> **RECORDED DATA**:
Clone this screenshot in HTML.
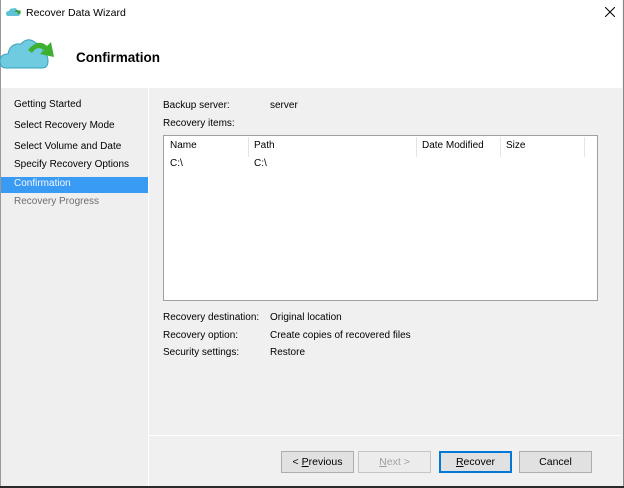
<!DOCTYPE html>
<html><head><style>
body{margin:0;width:624px;height:488px;overflow:hidden;background:#2a2a2a;font-family:"Liberation Sans",sans-serif;font-size:10px;color:#000;position:relative}
.a{position:absolute}
.win{left:0;top:0;width:622px;height:486px;background:#f0f0f0;border-right:1px solid #888;border-left:1px solid #999}
.btn{position:absolute;top:451px;width:71px;height:20px;border:1px solid #adadad;background:#e1e1e1;text-align:center;line-height:20px;font-size:10.5px}
.t{position:absolute;white-space:nowrap}
</style></head><body>
<div class="a win"></div>
<div class="a" style="left:1px;top:0;width:621px;height:88px;background:#fff"></div>
<svg class="a" style="left:6px;top:7px" width="16" height="10" viewBox="0 0 16 10"><path d="M2 9 Q0 9 0 6.5 Q0 4 3 4 Q4 1 7 1.5 Q10 0 11 3 Q14 3 14 6 Q14 9 12 9Z" fill="#5fc2d6"/><path d="M9 4 Q11 2 13 4 L14.5 3 L14.5 7 L11 6.5 L12 5.5 Q11 4.5 9 5Z" fill="#3a9a2a"/></svg>
<div class="t" style="left:26px;top:7px;font-size:10.5px">Recover Data Wizard</div>
<svg class="a" style="left:605px;top:7px" width="10" height="10"><path d="M0 0L10 10M10 0L0 10" stroke="#000" stroke-width="1"/></svg>
<svg class="a" style="left:0;top:34px" width="56" height="36" viewBox="0 0 56 36"><path d="M6 34 Q0 34 0 27 Q0 20 8 20 Q10 9 21 10 Q28 2 36 9 Q43 10 43 19 Q48 20 48 27 Q48 34 42 34Z" fill="#6ecbe0" stroke="#3aa0bb" stroke-width="1"/><path d="M28 16 Q38 4 47 12 L51 8 L54 23 L40 20 L44 16 Q37 11 32 19Z" fill="#3db02f"/></svg>
<div class="t" style="left:76px;top:50px;font-size:13.5px;font-weight:bold">Confirmation</div>
<div class="a" style="left:1px;top:88px;width:147px;height:398px;background:#efefef"></div>
<div class="a" style="left:148px;top:88px;width:1px;height:398px;background:#fff"></div>
<div class="a" style="left:149px;top:435px;width:472px;height:1px;background:#fff"></div>
<div class="t" style="left:14px;top:99px">Getting Started</div>
<div class="t" style="left:14px;top:120px">Select Recovery Mode</div>
<div class="t" style="left:14px;top:141px">Select Volume and Date</div>
<div class="t" style="left:14px;top:159px">Specify Recovery Options</div>
<div class="a" style="left:1px;top:177px;width:147px;height:16px;background:#3a9bf5"></div>
<div class="t" style="left:14px;top:178px;color:#f4f8ff">Confirmation</div>
<div class="t" style="left:14px;top:196px;color:#6d6d6d">Recovery Progress</div>
<div class="t" style="left:163px;top:100px">Backup server:</div>
<div class="t" style="left:270px;top:100px">server</div>
<div class="t" style="left:163px;top:118px">Recovery items:</div>
<div class="a" style="left:163px;top:135px;width:433px;height:164px;background:#fff;border:1px solid #a0a0a0"></div>
<div class="a" style="left:248px;top:137px;width:1px;height:20px;background:#e5e5e5"></div>
<div class="a" style="left:416px;top:137px;width:1px;height:20px;background:#e5e5e5"></div>
<div class="a" style="left:500px;top:137px;width:1px;height:20px;background:#e5e5e5"></div>
<div class="a" style="left:584px;top:137px;width:1px;height:20px;background:#e5e5e5"></div>
<div class="t" style="left:170px;top:140px">Name</div>
<div class="t" style="left:254px;top:140px">Path</div>
<div class="t" style="left:422px;top:140px">Date Modified</div>
<div class="t" style="left:506px;top:140px">Size</div>
<div class="t" style="left:170px;top:158px">C:\</div>
<div class="t" style="left:254px;top:158px">C:\</div>
<div class="t" style="left:163px;top:312px">Recovery destination:</div>
<div class="t" style="left:270px;top:312px">Original location</div>
<div class="t" style="left:163px;top:330px">Recovery option:</div>
<div class="t" style="left:270px;top:330px">Create copies of recovered files</div>
<div class="t" style="left:163px;top:347px">Security settings:</div>
<div class="t" style="left:270px;top:347px">Restore</div>
<div class="btn" style="left:281px">&lt; <u>P</u>revious</div>
<div class="btn" style="left:358px;color:#a0a0a0;border-color:#c5c5c5;background:#ececec"><u>N</u>ext &gt;</div>
<div class="btn" style="left:439px;border-color:#0078d7;box-shadow:inset 0 0 0 1px #0078d7"><u>R</u>ecover</div>
<div class="btn" style="left:519px">Cancel</div>
</body></html>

> **WRITTEN EXERCISE**: Reproduce every line above as written, skipping pictures.

> **TASK RESPONSE**:
Clone this screenshot in HTML.
<!DOCTYPE html>
<html><head><style>
body{margin:0;width:624px;height:488px;overflow:hidden;background:#2a2a2a;font-family:"Liberation Sans",sans-serif;font-size:10px;color:#000;position:relative}
.a{position:absolute}
.win{left:0;top:0;width:622px;height:486px;background:#f0f0f0;border-right:1px solid #888;border-left:1px solid #999}
.btn{position:absolute;top:451px;width:71px;height:20px;border:1px solid #adadad;background:#e1e1e1;text-align:center;line-height:20px;font-size:10.5px}
.t{position:absolute;white-space:nowrap}
</style></head><body>
<div class="a win"></div>
<div class="a" style="left:1px;top:0;width:621px;height:88px;background:#fff"></div>
<svg class="a" style="left:6px;top:7px" width="16" height="10" viewBox="0 0 16 10"><path d="M2 9 Q0 9 0 6.5 Q0 4 3 4 Q4 1 7 1.5 Q10 0 11 3 Q14 3 14 6 Q14 9 12 9Z" fill="#5fc2d6"/><path d="M9 4 Q11 2 13 4 L14.5 3 L14.5 7 L11 6.5 L12 5.5 Q11 4.5 9 5Z" fill="#3a9a2a"/></svg>
<div class="t" style="left:26px;top:7px;font-size:10.5px">Recover Data Wizard</div>
<svg class="a" style="left:605px;top:7px" width="10" height="10"><path d="M0 0L10 10M10 0L0 10" stroke="#000" stroke-width="1"/></svg>
<svg class="a" style="left:0;top:34px" width="56" height="36" viewBox="0 0 56 36"><path d="M6 34 Q0 34 0 27 Q0 20 8 20 Q10 9 21 10 Q28 2 36 9 Q43 10 43 19 Q48 20 48 27 Q48 34 42 34Z" fill="#6ecbe0" stroke="#3aa0bb" stroke-width="1"/><path d="M28 16 Q38 4 47 12 L51 8 L54 23 L40 20 L44 16 Q37 11 32 19Z" fill="#3db02f"/></svg>
<div class="t" style="left:76px;top:50px;font-size:13.5px;font-weight:bold">Confirmation</div>
<div class="a" style="left:1px;top:88px;width:147px;height:398px;background:#efefef"></div>
<div class="a" style="left:148px;top:88px;width:1px;height:398px;background:#fff"></div>
<div class="a" style="left:149px;top:435px;width:472px;height:1px;background:#fff"></div>
<div class="t" style="left:14px;top:99px">Getting Started</div>
<div class="t" style="left:14px;top:120px">Select Recovery Mode</div>
<div class="t" style="left:14px;top:141px">Select Volume and Date</div>
<div class="t" style="left:14px;top:159px">Specify Recovery Options</div>
<div class="a" style="left:1px;top:177px;width:147px;height:16px;background:#3a9bf5"></div>
<div class="t" style="left:14px;top:178px;color:#f4f8ff">Confirmation</div>
<div class="t" style="left:14px;top:196px;color:#6d6d6d">Recovery Progress</div>
<div class="t" style="left:163px;top:100px">Backup server:</div>
<div class="t" style="left:270px;top:100px">server</div>
<div class="t" style="left:163px;top:118px">Recovery items:</div>
<div class="a" style="left:163px;top:135px;width:433px;height:164px;background:#fff;border:1px solid #a0a0a0"></div>
<div class="a" style="left:248px;top:137px;width:1px;height:20px;background:#e5e5e5"></div>
<div class="a" style="left:416px;top:137px;width:1px;height:20px;background:#e5e5e5"></div>
<div class="a" style="left:500px;top:137px;width:1px;height:20px;background:#e5e5e5"></div>
<div class="a" style="left:584px;top:137px;width:1px;height:20px;background:#e5e5e5"></div>
<div class="t" style="left:170px;top:140px">Name</div>
<div class="t" style="left:254px;top:140px">Path</div>
<div class="t" style="left:422px;top:140px">Date Modified</div>
<div class="t" style="left:506px;top:140px">Size</div>
<div class="t" style="left:170px;top:158px">C:\</div>
<div class="t" style="left:254px;top:158px">C:\</div>
<div class="t" style="left:163px;top:312px">Recovery destination:</div>
<div class="t" style="left:270px;top:312px">Original location</div>
<div class="t" style="left:163px;top:330px">Recovery option:</div>
<div class="t" style="left:270px;top:330px">Create copies of recovered files</div>
<div class="t" style="left:163px;top:347px">Security settings:</div>
<div class="t" style="left:270px;top:347px">Restore</div>
<div class="btn" style="left:281px">&lt; <u>P</u>revious</div>
<div class="btn" style="left:358px;color:#a0a0a0;border-color:#c5c5c5;background:#ececec"><u>N</u>ext &gt;</div>
<div class="btn" style="left:439px;border-color:#0078d7;box-shadow:inset 0 0 0 1px #0078d7"><u>R</u>ecover</div>
<div class="btn" style="left:519px">Cancel</div>
</body></html>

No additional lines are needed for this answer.